--- Provided material ---

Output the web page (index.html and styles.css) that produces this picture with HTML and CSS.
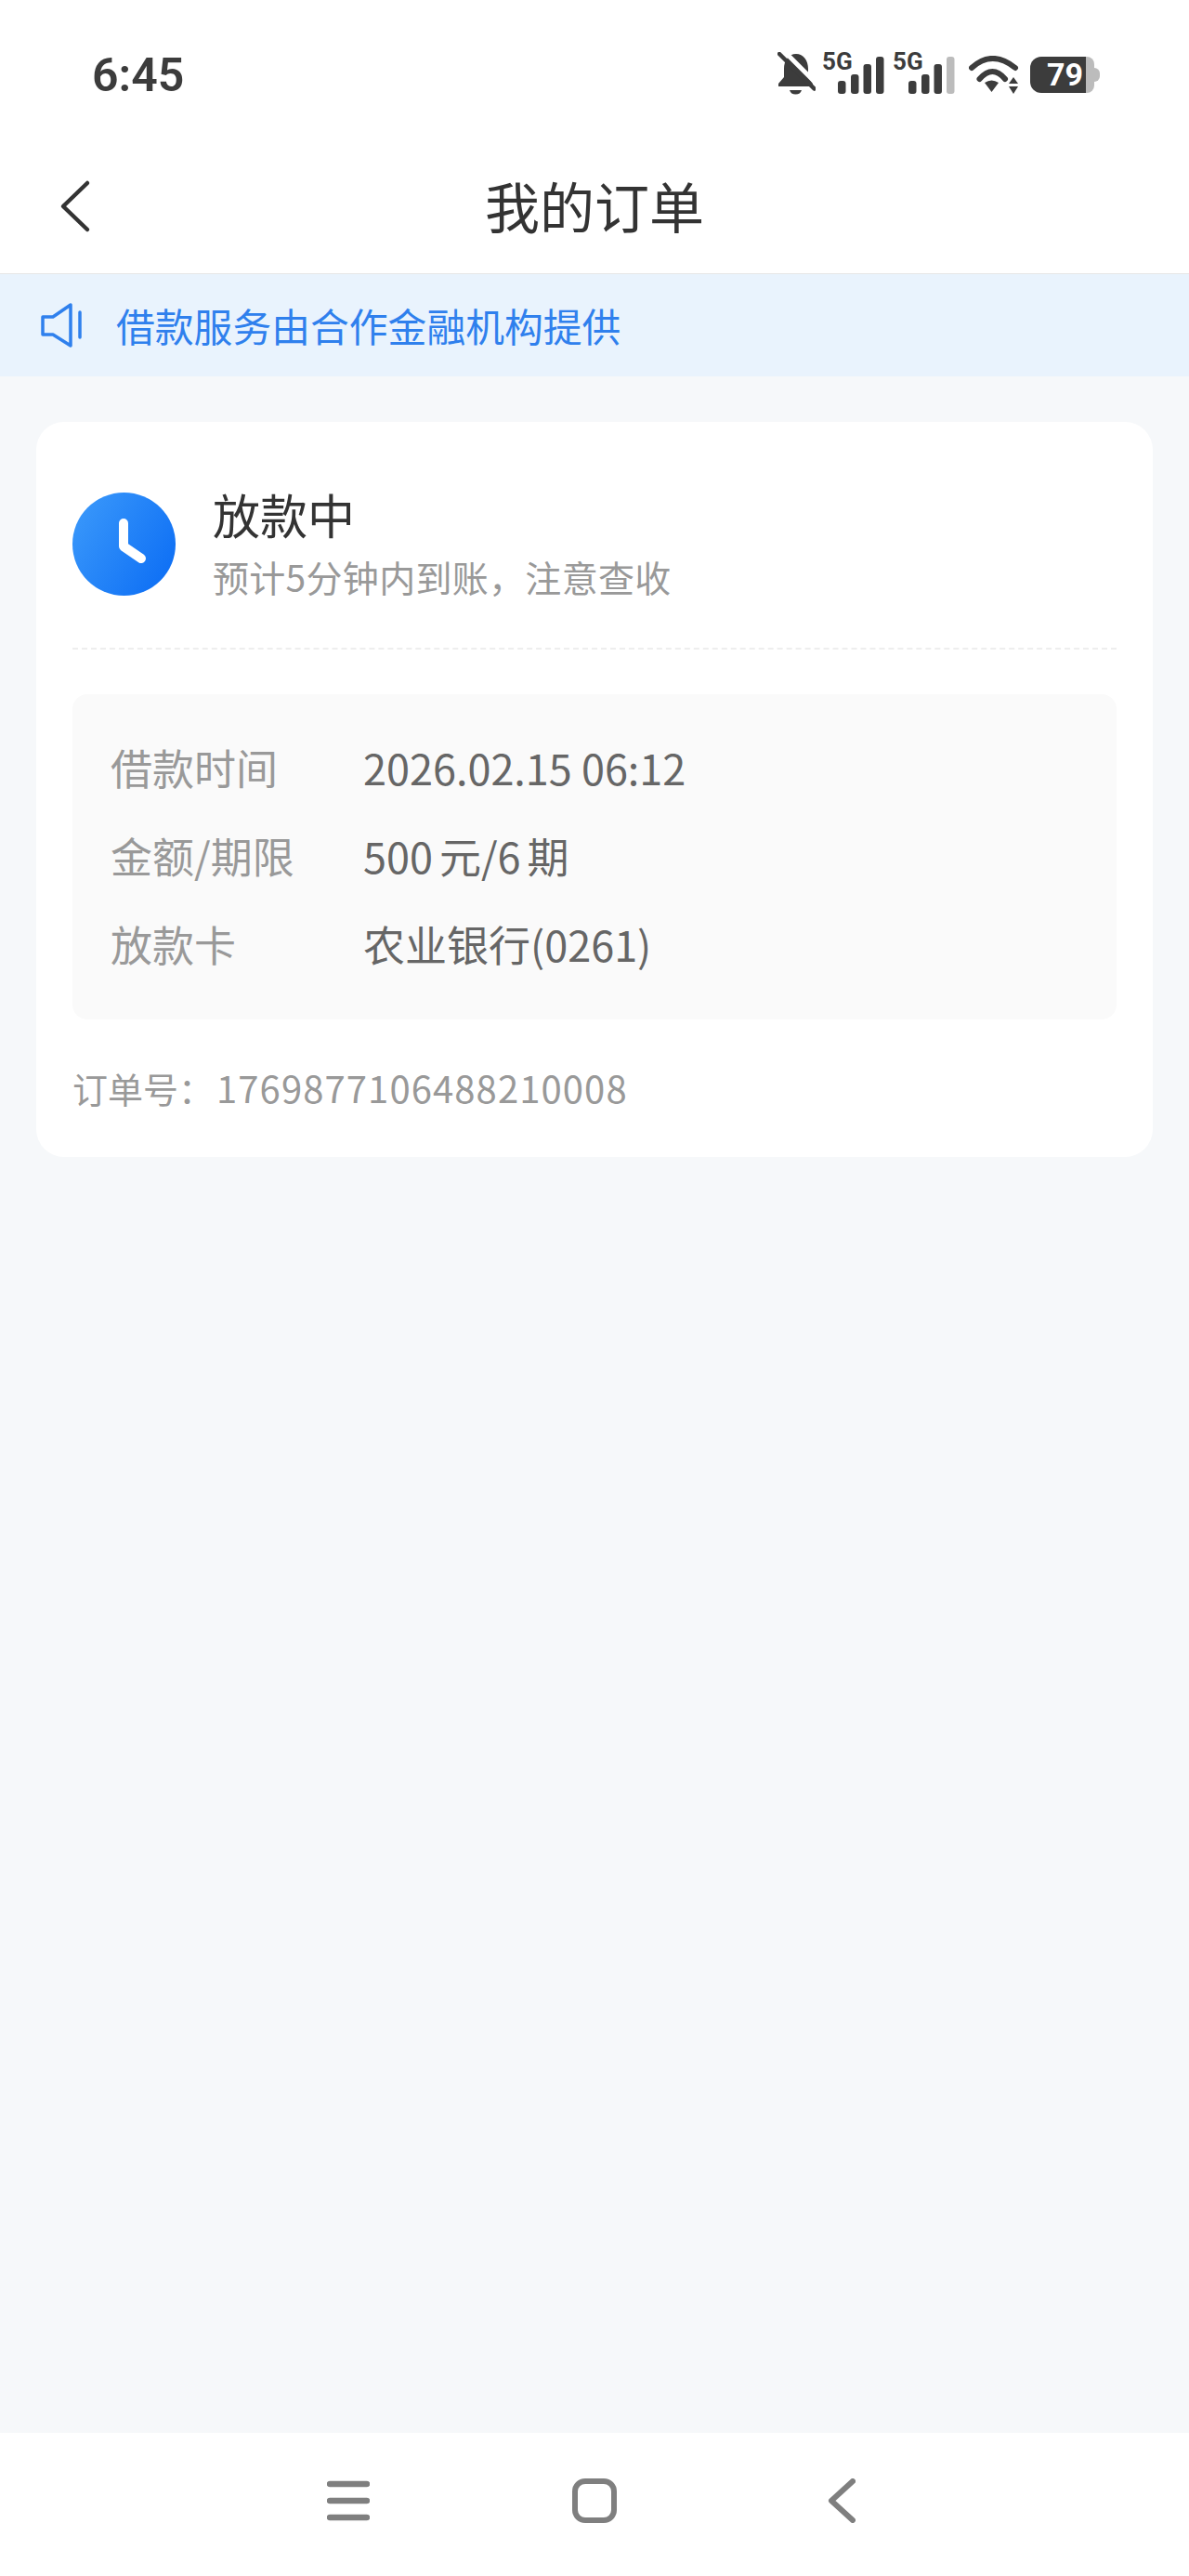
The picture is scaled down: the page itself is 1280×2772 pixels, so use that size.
FILE: index.html
```html
<!DOCTYPE html>
<html lang="zh-CN">
<head>
    <meta charset="UTF-8">
    <meta name="viewport" content="width=device-width, initial-scale=1.0">
    <title>我的订单</title>
    <link rel="stylesheet" href="styles.css">
</head>
<body>
    <div class="page">
        <div class="status-bar">
            <span class="time">6:45</span>
            <div class="status-icons">
                <svg class="icon-bell" width="41" height="46" viewBox="0 0 41 46">
                    <path d="M20 2C28 2 33 9 33 18V27L38 34V37H1V34L7 27V18C7 9 12 2 20 2Z" fill="#3c3c3c"/>
                    <path d="M13 41H26C25 44 23 45.500 19.500 45.500C16 45.500 14 44 13 41Z" fill="#3c3c3c"/>
                    <path d="M7 -1L46 38" stroke="#fff" stroke-width="5"/>
                    <path d="M2 2L39.500 39.500" stroke="#3c3c3c" stroke-width="4.500" stroke-linecap="round"/>
                </svg>
                <svg class="icon-signal" width="70" height="50" viewBox="0 -4 70 50">
                    <text class="net" x="0" y="20">5G</text>
                    <rect x="17" y="32" width="8.500" height="14" rx="3" fill="#3c3c3c"/>
                    <rect x="31" y="25" width="8.500" height="21" rx="3" fill="#3c3c3c"/>
                    <rect x="44.500" y="14" width="8.500" height="32" rx="3" fill="#3c3c3c"/>
                    <rect x="58" y="6" width="8.500" height="40" rx="3" fill="#3c3c3c"/>
                </svg>
                <svg class="icon-signal" width="70" height="50" viewBox="0 -4 70 50">
                    <text class="net" x="0" y="20">5G</text>
                    <rect x="17" y="32" width="8.500" height="14" rx="3" fill="#3c3c3c"/>
                    <rect x="31" y="25" width="8.500" height="21" rx="3" fill="#3c3c3c"/>
                    <rect x="44.500" y="14" width="8.500" height="32" rx="3" fill="#3c3c3c"/>
                    <rect x="58" y="6" width="8.500" height="40" rx="3" fill="#bcbcbc"/>
                </svg>
                <svg class="icon-wifi" width="54" height="42" viewBox="0 0 54 42">
                    <path d="M3 13Q25 -7 50 13" fill="none" stroke="#3c3c3c" stroke-width="6" stroke-linecap="round"/>
                    <path d="M11.500 25Q25.500 9 39 25" fill="none" stroke="#3c3c3c" stroke-width="6" stroke-linecap="round"/>
                    <path d="M17 29Q24.500 24 32 29L24.500 39Z" fill="#3c3c3c"/>
                    <path d="M43 30L48 23L53 30Z" fill="#3c3c3c"/>
                    <path d="M43 33L48 41L53 33Z" fill="#3c3c3c"/>
                </svg>
                <div class="battery">
                    <span class="battery-level">79</span>
                    <span class="battery-rest"></span>
                </div>
            </div>
        </div>

        <div class="header">
            <svg class="back" width="40" height="60" viewBox="0 0 40 60">
                <path d="M33 5L7 30L33 55" fill="none" stroke="#333" stroke-width="4.500" stroke-linecap="round" stroke-linejoin="round"/>
            </svg>
            <h1>我的订单</h1>
        </div>

        <div class="notice">
            <svg width="46" height="48" viewBox="0 0 46 48">
                <path d="M2 15H13L32 2V46L13 34H2Z" fill="none" stroke="#2f80ed" stroke-width="3.500" stroke-linejoin="round"/>
                <path d="M42 10V37" stroke="#2f80ed" stroke-width="3.500" stroke-linecap="round"/>
            </svg>
            <span>借款服务由合作金融机构提供</span>
        </div>

        <div class="main">
            <div class="card">
                <div class="order-status">
                    <svg class="clock" width="111" height="111" viewBox="0 0 111 111">
                        <defs>
                            <linearGradient id="clock-bg" x1="0" y1="0" x2="1" y2="0.600">
                                <stop offset="0" stop-color="#3d9bfb"/>
                                <stop offset="1" stop-color="#1172f5"/>
                            </linearGradient>
                        </defs>
                        <circle cx="55.500" cy="55.500" r="55.500" fill="url(#clock-bg)"/>
                        <path d="M55 33V58L74 71" fill="none" stroke="#fff" stroke-width="10" stroke-linecap="round" stroke-linejoin="round"/>
                    </svg>
                    <div class="status-text">
                        <div class="status-title">放款中</div>
                        <div class="status-sub">预计5分钟内到账，注意查收</div>
                    </div>
                </div>

                <div class="details">
                    <div class="row"><span class="label">借款时间</span><span class="value">2026.02.15 06:12</span></div>
                    <div class="row"><span class="label">金额/期限</span><span class="value">500<span class="unit">元</span>/6<span class="unit">期</span></span></div>
                    <div class="row"><span class="label">放款卡</span><span class="value">农业银行(0261)</span></div>
                </div>

                <div class="order-no">订单号：<span class="order-digits">1769877106488210008</span></div>
            </div>
        </div>

        <div class="nav-bar">
            <svg width="46" height="44" viewBox="0 0 46 44">
                <path d="M3 4H43M3 22H43M3 40H43" stroke="#7f7f7f" stroke-width="6.500" stroke-linecap="round"/>
            </svg>
            <svg width="48" height="48" viewBox="0 0 48 48">
                <rect x="3" y="3" width="42" height="42" rx="11" fill="none" stroke="#7f7f7f" stroke-width="6"/>
            </svg>
            <svg class="nav-back" width="30" height="48" viewBox="0 0 30 48">
                <path d="M27 3L4 24L27 45" fill="none" stroke="#7f7f7f" stroke-width="6" stroke-linecap="round" stroke-linejoin="round"/>
            </svg>
        </div>
    </div>
</body>
</html>
```

FILE: styles.css
```css
body {
    margin: 0;
    padding: 0;
    font-family: "Noto Sans CJK SC", "Noto Sans", sans-serif;
    background-color: #f6f8fa;
}

.page {
    display: flex;
    flex-direction: column;
    height: 2772px;
}

.status-bar {
    height: 150px;
    box-sizing: border-box;
    padding: 51px 96px 0 99px;
    background-color: white;
    display: flex;
    justify-content: space-between;
    align-items: flex-start;
}

.time {
    font-family: Roboto, sans-serif;
    font-weight: 600;
    font-size: 50px;
    line-height: 60px;
    color: #3c3c3c;
}

.status-icons {
    display: flex;
    align-items: flex-start;
}

.net {
    font-family: Roboto, sans-serif;
    font-weight: 700;
    font-size: 26px;
    fill: #3c3c3c;
}

.icon-bell {
    margin: 5px 7px 0 0;
}

.icon-signal {
    margin-right: 6px;
}

.icon-wifi {
    margin: 9px 12px 0 6px;
}

.battery {
    display: flex;
    align-items: center;
    width: 75px;
    margin-top: 10px;
}

.battery-level {
    width: 60px;
    height: 39px;
    padding-left: 18px;
    box-sizing: border-box;
    background-color: #3c3c3c;
    border-radius: 12px 0 0 12px;
    color: white;
    font-family: Roboto, sans-serif;
    font-weight: 700;
    font-size: 34px;
    line-height: 39px;
}

.battery-rest {
    width: 9px;
    height: 39px;
    background-color: #bcbcbc;
    border-radius: 0 8px 8px 0;
    position: relative;
}

.battery-rest::after {
    content: "";
    position: absolute;
    left: 9px;
    top: 12px;
    width: 6px;
    height: 15px;
    background-color: #bcbcbc;
    border-radius: 0 6px 6px 0;
}

.header {
    height: 145px;
    box-sizing: border-box;
    padding-bottom: 3px;
    background-color: white;
    border-bottom: 1px solid #e6e6e6;
    position: relative;
    display: flex;
    justify-content: center;
    align-items: center;
}

.back {
    position: absolute;
    left: 61px;
    top: 42px;
}

h1 {
    margin: 0;
    font-size: 59px;
    font-weight: 400;
    color: #333;
}

.notice {
    height: 110px;
    box-sizing: border-box;
    padding-left: 44px;
    background-color: #e9f3fd;
    display: flex;
    align-items: center;
    gap: 35px;
    color: #2f80ed;
    font-size: 41.8px;
}

.main {
    flex: 1;
    padding: 49px 39px 0;
}

.card {
    height: 791px;
    box-sizing: border-box;
    padding: 76px 39px 0;
    background-color: white;
    border-radius: 30px;
}

.order-status {
    display: flex;
    align-items: flex-start;
    gap: 40px;
    padding-bottom: 46px;
    border-bottom: 2px dashed #eeeeee;
}

.clock {
    flex-shrink: 0;
}

.status-text {
    margin-top: -9px;
}

.status-title {
    font-size: 51px;
    line-height: 64px;
    color: #333;
}

.status-sub {
    margin-top: 4px;
    font-size: 39px;
    letter-spacing: 0.3px;
    line-height: 62px;
    color: #999;
}

.details {
    margin-top: 48px;
    height: 350px;
    box-sizing: border-box;
    padding: 31px 41px 0;
    background-color: #fafafa;
    border-radius: 16px;
}

.row {
    display: flex;
    align-items: center;
    height: 95px;
    font-size: 45px;
}

.label {
    width: 272px;
    color: #999;
}

.value {
    color: #666;
}

.unit {
    margin-left: 7px;
}

.order-no {
    margin-top: 46px;
    font-size: 38px;
    line-height: 54px;
    color: #999;
}

.order-digits {
    margin-left: 3px;
    font-size: 40px;
    letter-spacing: 1.1px;
}

.nav-bar {
    height: 154px;
    box-sizing: border-box;
    padding: 0 0 8px 352px;
    background-color: white;
    display: flex;
    align-items: center;
    gap: 218px;
}

.nav-back {
    margin-left: 9px;
}
```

---

**Problem:** Of the lines in the material, how many contain the word "that"? Reply with the number and nothing else.

**Problem solution:** 2